→ Stated problem:
Wherever the word "styles" turns up in a line of the entries, copy that line.

→ Task input:

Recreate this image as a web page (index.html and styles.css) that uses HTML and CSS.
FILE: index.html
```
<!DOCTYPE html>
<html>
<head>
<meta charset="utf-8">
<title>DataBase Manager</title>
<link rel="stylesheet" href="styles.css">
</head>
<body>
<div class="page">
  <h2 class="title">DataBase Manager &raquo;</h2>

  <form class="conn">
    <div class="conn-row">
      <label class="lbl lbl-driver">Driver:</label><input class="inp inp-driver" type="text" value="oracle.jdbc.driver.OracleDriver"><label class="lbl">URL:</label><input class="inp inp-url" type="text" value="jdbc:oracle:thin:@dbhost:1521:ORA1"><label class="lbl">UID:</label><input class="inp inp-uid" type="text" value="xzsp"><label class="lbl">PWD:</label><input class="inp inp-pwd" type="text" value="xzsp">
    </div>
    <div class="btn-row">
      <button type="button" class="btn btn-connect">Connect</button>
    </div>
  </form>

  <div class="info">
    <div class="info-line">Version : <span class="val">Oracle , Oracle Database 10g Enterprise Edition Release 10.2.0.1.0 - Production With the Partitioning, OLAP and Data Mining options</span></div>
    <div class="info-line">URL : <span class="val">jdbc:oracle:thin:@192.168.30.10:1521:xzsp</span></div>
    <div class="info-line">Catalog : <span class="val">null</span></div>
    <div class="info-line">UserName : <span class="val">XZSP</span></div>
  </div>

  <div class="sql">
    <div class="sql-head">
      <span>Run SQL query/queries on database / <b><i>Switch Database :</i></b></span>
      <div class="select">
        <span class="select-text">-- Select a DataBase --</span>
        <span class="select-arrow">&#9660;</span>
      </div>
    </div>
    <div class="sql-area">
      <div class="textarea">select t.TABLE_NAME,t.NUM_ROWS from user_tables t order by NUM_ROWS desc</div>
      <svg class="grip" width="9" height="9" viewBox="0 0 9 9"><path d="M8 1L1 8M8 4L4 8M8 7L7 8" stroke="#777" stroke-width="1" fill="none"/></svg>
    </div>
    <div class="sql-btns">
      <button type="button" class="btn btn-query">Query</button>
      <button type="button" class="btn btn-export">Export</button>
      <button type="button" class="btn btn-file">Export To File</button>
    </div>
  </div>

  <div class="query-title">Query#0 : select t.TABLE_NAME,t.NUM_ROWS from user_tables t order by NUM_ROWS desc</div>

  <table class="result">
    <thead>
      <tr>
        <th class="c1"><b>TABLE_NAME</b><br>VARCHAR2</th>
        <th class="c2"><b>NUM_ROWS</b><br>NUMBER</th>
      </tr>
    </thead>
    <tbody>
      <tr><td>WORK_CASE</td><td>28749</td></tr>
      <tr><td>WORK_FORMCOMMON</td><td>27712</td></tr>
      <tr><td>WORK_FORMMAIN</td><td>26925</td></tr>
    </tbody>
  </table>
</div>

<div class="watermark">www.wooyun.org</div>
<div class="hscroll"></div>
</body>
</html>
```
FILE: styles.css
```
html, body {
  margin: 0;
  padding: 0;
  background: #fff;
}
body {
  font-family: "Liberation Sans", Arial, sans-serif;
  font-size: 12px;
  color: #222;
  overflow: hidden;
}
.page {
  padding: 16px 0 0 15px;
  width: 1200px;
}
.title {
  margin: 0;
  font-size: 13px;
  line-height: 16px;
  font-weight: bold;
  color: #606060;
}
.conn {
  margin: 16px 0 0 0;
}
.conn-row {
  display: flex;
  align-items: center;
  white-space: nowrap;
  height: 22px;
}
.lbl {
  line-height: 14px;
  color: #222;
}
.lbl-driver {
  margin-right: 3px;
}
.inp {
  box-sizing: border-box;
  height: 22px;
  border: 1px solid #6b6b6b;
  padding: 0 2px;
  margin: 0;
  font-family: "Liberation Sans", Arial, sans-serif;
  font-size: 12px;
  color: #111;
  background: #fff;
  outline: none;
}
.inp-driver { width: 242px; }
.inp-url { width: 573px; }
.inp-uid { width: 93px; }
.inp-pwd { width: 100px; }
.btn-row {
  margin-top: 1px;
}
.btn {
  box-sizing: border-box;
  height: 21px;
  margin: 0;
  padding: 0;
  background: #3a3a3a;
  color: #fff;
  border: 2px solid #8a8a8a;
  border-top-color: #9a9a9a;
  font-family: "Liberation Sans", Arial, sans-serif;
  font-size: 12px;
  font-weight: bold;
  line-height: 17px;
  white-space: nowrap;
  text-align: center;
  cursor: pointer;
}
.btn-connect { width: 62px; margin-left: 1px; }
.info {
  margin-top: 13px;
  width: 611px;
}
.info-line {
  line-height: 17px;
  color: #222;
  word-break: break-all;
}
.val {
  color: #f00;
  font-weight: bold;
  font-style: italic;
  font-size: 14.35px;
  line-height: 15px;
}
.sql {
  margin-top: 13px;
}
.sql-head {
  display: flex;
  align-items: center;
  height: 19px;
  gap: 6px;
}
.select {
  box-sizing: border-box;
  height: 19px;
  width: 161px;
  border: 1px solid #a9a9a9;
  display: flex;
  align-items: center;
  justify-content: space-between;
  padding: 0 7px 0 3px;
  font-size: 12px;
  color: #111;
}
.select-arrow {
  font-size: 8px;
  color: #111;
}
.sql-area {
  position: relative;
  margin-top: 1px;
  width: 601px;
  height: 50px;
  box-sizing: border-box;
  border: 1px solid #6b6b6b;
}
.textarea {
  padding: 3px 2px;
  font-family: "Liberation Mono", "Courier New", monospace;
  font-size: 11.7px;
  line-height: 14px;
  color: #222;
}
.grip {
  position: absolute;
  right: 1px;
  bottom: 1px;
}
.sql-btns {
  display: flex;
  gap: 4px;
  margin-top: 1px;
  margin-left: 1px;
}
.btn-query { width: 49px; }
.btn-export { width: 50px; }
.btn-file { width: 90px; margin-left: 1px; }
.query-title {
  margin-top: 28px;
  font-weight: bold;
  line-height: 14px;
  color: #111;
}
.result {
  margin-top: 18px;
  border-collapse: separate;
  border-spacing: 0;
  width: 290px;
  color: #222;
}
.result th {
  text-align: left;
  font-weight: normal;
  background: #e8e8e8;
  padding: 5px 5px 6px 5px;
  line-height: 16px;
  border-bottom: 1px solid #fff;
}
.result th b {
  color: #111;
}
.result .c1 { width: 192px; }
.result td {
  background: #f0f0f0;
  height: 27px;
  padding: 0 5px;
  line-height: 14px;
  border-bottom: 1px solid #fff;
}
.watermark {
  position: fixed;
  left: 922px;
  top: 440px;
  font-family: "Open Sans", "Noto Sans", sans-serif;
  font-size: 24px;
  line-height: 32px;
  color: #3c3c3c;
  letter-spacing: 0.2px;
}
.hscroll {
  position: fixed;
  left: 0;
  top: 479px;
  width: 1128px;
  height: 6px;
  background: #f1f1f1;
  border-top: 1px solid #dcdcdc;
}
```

* * *

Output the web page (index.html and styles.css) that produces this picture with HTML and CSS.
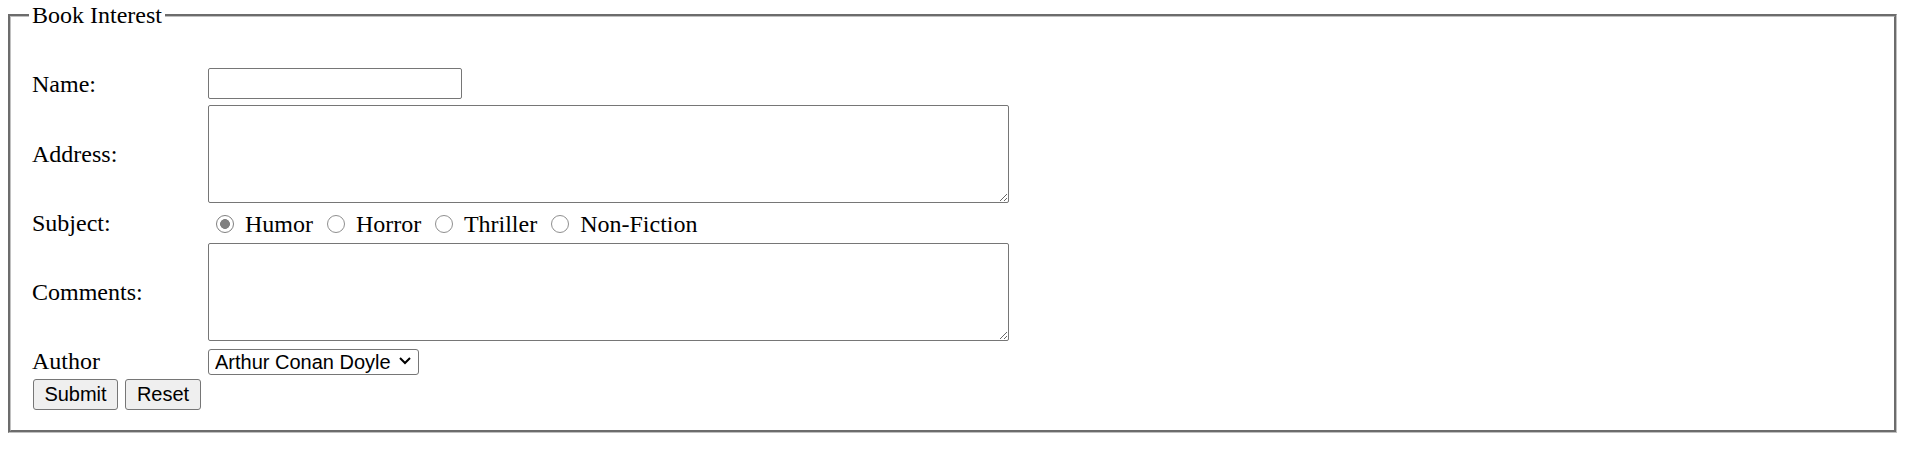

--

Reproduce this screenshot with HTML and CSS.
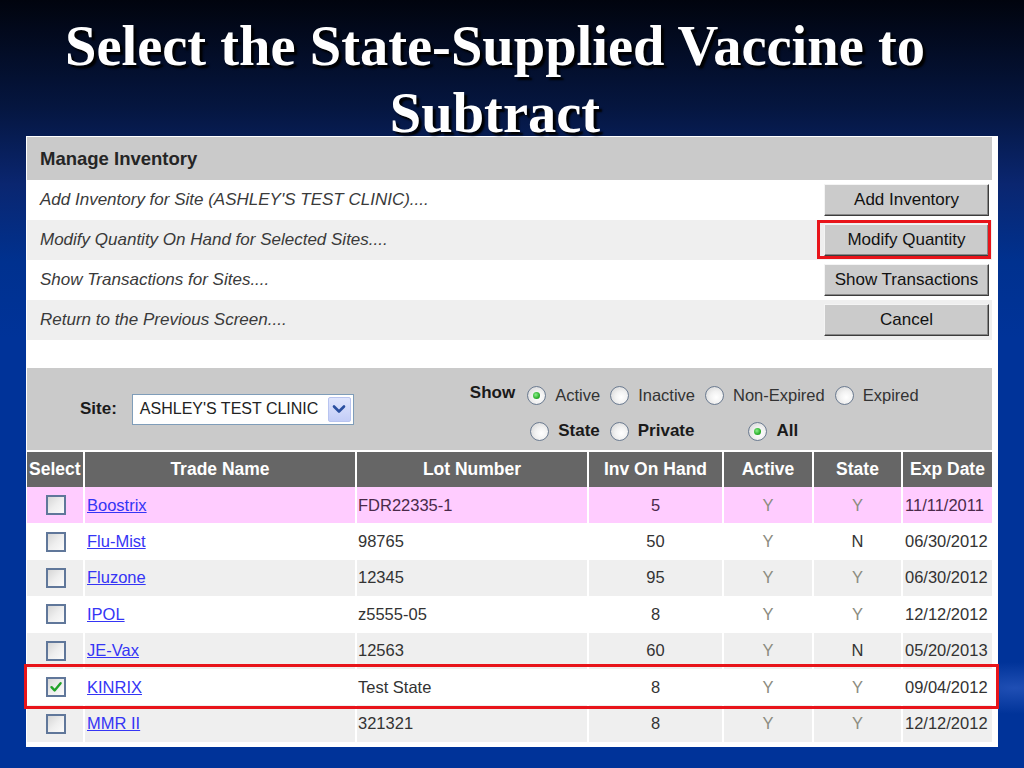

→ Answer to this exercise:
Recreate this image as a web page (index.html and styles.css) that uses HTML and CSS.
<link rel="stylesheet" href="styles.css">
FILE: styles.css
Output the web page (index.html and styles.css) that produces this picture with HTML and CSS.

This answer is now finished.